Let's listen in for a few moments.

(JOINED IN PROGRESS)

GREG BARNHARDT, DEMOCRATIC PARTY ATTORNEY: ... the president of the United States, are now being disenfranchised. And, as we have seen, from our discussions that we had last week, courts around the country, and courts in this state, recognize that the right to vote carries with it the right to have that vote counted. We have to -- we have recognized, of course, the right to vote, that the right to vote means the right to speak, and the right to speak means the right to be heard.

Court after court has instructed us that citizens, the voters, are the owners of the government. Not a canvassing board, not an electoral board: the citizens. And courts have instructed us, as you did yourself, your honor, that canvassing boards are to determine what the voters intended to do, and not based on hyper-technical rules of construction, but based upon looking at the ballot to try to find out what that voter meant -- for whom did they intent to vote -- not can we follow a rule and do it more quickly and more swiftly?

Now, your vote, your order, if it please the court, could not be clear. And perhaps there is an unclarity, perhaps the reason that they're doing what they doing is based upon the first sentence, where you say that no vote is to be declared invalid or void, if there is a clear indication of the intent of the voter.

Interestingly, you use the words, or the phrase, "intent of the voter" no less than three times in this order. You've told the canvassing board the present policy utilized by the local election officials restricts the canvassing board's ability to determine the intent of the voter.

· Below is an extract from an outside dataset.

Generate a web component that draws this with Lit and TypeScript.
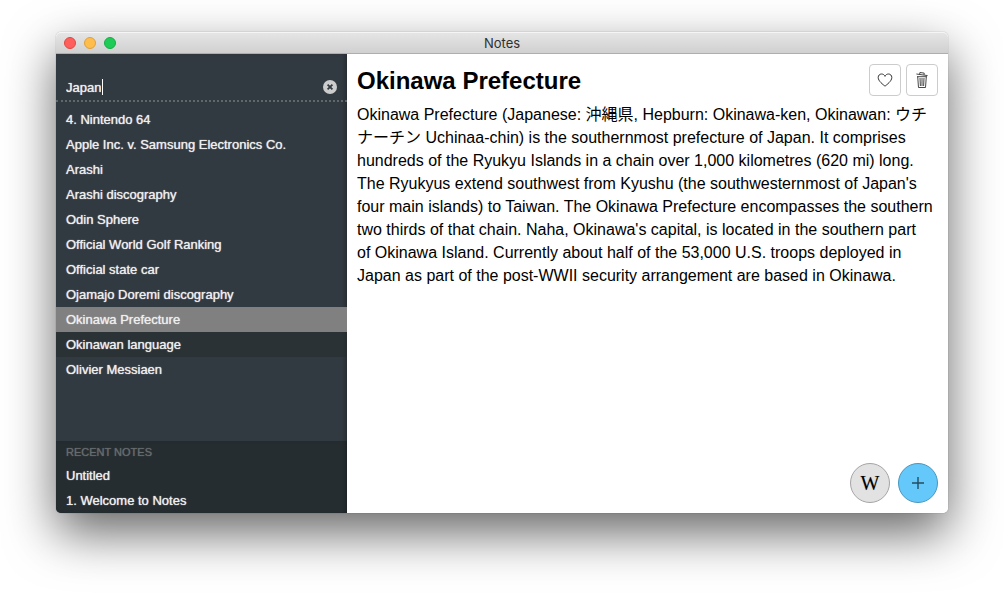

And you tell them they have discretion to use a methodology, because you're not going to sit there as a fourth member of the canvassing board, nor should you. But you sitting here...

ZARRELLA: That is, of course, the Democratic Party attorney, arguing that they need to have those dimpled ballots counted. The intent of the voter -- and, of course, that's what the Florida Supreme Court said yesterday, although they didn't talk in specifics about dimpled chads or partial chads -- but the will of the people of Florida.

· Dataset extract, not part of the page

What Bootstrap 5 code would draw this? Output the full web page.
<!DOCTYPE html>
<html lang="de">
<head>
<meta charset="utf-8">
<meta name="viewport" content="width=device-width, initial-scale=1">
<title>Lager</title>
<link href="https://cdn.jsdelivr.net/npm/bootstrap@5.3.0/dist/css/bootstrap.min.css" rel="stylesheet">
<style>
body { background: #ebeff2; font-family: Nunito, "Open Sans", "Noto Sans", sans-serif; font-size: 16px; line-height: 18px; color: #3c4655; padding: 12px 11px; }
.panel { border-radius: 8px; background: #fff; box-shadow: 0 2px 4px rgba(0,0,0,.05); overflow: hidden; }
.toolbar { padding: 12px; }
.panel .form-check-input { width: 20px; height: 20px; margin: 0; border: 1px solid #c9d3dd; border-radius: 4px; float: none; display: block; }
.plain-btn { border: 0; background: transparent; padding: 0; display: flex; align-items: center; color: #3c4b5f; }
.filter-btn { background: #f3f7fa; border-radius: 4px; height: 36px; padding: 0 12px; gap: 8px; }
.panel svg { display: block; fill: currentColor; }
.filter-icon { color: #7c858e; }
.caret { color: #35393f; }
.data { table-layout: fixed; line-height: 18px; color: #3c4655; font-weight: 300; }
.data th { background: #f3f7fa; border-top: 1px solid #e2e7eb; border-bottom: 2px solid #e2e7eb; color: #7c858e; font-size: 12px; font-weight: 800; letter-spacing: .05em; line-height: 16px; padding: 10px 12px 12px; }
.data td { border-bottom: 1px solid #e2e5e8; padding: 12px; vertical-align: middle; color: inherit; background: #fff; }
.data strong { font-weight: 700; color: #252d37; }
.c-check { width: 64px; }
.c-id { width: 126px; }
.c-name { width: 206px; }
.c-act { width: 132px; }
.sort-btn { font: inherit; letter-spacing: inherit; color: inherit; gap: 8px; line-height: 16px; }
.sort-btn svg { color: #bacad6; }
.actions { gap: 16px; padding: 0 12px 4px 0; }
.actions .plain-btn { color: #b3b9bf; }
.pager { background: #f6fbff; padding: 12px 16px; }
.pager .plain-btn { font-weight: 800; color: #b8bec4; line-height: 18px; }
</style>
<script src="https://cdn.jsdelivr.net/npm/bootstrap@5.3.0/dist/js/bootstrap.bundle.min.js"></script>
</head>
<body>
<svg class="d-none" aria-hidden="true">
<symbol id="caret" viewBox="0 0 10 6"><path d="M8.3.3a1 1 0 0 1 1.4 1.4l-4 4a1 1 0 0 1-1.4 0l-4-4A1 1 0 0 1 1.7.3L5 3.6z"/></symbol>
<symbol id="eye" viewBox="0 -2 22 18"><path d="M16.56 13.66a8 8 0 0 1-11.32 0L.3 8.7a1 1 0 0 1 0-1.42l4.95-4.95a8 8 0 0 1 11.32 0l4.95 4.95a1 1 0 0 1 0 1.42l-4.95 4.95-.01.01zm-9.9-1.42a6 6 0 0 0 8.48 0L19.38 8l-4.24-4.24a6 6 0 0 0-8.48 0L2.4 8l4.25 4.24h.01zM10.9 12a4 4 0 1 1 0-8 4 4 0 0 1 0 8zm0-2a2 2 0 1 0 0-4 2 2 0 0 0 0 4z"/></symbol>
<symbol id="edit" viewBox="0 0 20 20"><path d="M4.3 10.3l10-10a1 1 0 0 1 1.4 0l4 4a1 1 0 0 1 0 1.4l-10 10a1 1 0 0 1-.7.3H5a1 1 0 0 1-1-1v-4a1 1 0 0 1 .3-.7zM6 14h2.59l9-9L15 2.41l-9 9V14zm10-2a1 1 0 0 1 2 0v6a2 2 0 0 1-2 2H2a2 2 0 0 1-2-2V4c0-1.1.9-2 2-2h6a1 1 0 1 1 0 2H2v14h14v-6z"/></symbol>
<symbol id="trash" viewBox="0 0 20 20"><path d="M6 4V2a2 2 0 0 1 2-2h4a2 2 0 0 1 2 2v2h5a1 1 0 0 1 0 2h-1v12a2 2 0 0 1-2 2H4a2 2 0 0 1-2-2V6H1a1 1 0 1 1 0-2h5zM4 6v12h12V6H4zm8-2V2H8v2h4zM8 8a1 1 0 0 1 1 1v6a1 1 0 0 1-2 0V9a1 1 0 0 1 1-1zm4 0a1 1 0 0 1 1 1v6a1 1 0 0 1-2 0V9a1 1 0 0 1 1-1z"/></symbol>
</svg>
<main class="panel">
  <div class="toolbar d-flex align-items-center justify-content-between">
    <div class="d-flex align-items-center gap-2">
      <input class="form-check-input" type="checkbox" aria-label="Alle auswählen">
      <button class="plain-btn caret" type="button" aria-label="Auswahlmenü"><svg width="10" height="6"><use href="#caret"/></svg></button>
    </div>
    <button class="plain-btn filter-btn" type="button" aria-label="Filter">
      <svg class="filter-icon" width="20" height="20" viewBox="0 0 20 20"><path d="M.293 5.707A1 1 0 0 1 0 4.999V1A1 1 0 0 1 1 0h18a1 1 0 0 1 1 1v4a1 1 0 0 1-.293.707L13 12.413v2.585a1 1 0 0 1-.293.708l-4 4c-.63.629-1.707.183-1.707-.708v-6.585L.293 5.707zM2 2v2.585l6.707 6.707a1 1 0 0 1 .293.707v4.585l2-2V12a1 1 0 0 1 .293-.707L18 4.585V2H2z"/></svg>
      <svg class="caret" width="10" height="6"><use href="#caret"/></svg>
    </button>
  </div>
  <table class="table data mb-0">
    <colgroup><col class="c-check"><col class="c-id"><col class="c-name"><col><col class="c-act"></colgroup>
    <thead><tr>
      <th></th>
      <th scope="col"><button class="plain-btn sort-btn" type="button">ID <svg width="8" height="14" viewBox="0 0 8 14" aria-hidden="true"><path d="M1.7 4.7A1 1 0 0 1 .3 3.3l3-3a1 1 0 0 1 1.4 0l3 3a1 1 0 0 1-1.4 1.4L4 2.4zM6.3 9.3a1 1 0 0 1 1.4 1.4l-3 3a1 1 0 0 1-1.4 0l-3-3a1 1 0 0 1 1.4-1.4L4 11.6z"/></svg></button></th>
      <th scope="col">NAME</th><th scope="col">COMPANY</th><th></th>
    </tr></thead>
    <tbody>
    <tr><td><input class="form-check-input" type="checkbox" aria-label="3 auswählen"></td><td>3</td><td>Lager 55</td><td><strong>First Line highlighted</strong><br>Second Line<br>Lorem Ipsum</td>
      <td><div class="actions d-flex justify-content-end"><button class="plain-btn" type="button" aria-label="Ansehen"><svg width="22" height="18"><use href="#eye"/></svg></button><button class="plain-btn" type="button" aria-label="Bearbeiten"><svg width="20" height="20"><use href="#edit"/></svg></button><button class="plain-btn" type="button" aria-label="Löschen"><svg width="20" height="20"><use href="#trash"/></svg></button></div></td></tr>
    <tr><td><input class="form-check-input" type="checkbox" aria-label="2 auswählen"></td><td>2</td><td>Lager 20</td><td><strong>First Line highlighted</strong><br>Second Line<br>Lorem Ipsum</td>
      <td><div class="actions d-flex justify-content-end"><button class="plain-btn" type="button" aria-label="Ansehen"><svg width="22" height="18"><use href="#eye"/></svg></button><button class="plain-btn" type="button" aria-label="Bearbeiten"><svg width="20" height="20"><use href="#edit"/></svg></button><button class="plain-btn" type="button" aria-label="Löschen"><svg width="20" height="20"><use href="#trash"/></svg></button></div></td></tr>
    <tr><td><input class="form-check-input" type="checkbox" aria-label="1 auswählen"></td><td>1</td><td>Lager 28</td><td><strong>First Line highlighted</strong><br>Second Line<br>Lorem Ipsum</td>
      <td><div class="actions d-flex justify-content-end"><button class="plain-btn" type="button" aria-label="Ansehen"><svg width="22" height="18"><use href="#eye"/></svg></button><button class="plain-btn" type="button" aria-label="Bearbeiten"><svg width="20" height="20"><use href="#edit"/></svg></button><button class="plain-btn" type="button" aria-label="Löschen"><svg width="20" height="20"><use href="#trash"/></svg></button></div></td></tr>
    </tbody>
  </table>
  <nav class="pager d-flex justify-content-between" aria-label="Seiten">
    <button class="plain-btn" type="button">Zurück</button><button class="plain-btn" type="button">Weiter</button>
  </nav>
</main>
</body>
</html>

The Republican Party argues that you can't determine the will of the people, or the will or intent of a voter, by looking at a dimpled chad.

So this is a critical, critical hearing, what the judge does. It could, as everyone believes, make a major shift in the number of votes in Palm Beach county. So far, the vice president has only picked up one vote, we understand, at latest count. But if these questionable ballots, dimpled chads, were counted, that could be, they say, a significant shift in the numbers here in Palm Beach county -- Kyra.

PHILLIPS: As the hearing continues, we'll be checking in with you, John Zarrella, thank you.